Paradoxically, oral administration of corticosteroids in this situation may lead to more recurrent attacks than in non-treated patients (though oral steroids are generally prescribed after the intravenous course, to wean the patient off the medication). This effect of corticosteroids seems to be limited to optic neuritis and has not been observed in other diseases treated with corticosteroids.

A Cochrane systematic review studied the effect of corticosteroids for treating people with acute optic neuritis. Specific corticosteroids studied included intravenous and oral methylprednisone, and oral prednisone. The authors conclude that current evidence does not show a benefit of either intravenous or oral corticosteroids for rate of recovery of vision (in terms of visual acuity, contrast sensitivity, or visual fields). There are a number of reasons why this might be the case.

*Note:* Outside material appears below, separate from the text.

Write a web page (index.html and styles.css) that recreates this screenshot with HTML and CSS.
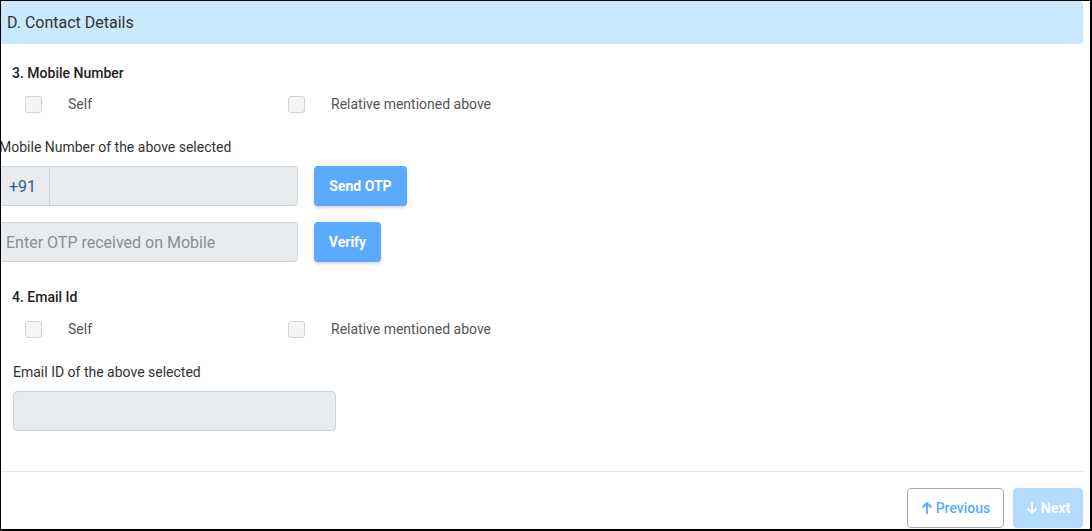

=== Immunosuppressants ===
Immunosuppressants may also be used in treatment.

=== Pain relief ===
Pain relief may also be used.

== Epidemiology ==
Optic neuritis typically affects young adults ranging 18–45 years of age, with a mean age of 30–35 years. There is a strong female predominance. The annual incidence is approximately 5/100,000, with a prevalence estimated to be 115/100,000 (0.12%).

== Society and culture ==
In Charles Dickens' Bleak House, the main character, Esther Summerville, has a transient episode of visual loss, the symptoms of which are also seen in people who have optic neuritis. Legal historian William Searle Holdsworth suggested that the events in Bleak House took place in 1827.

In an episode of Dr. Quinn, Medicine Woman ("Season of Miracles", season five), Reverend Timothy Johnson is struck blind by optic neuritis on Christmas Day 1872. He remains blind for the duration of the series.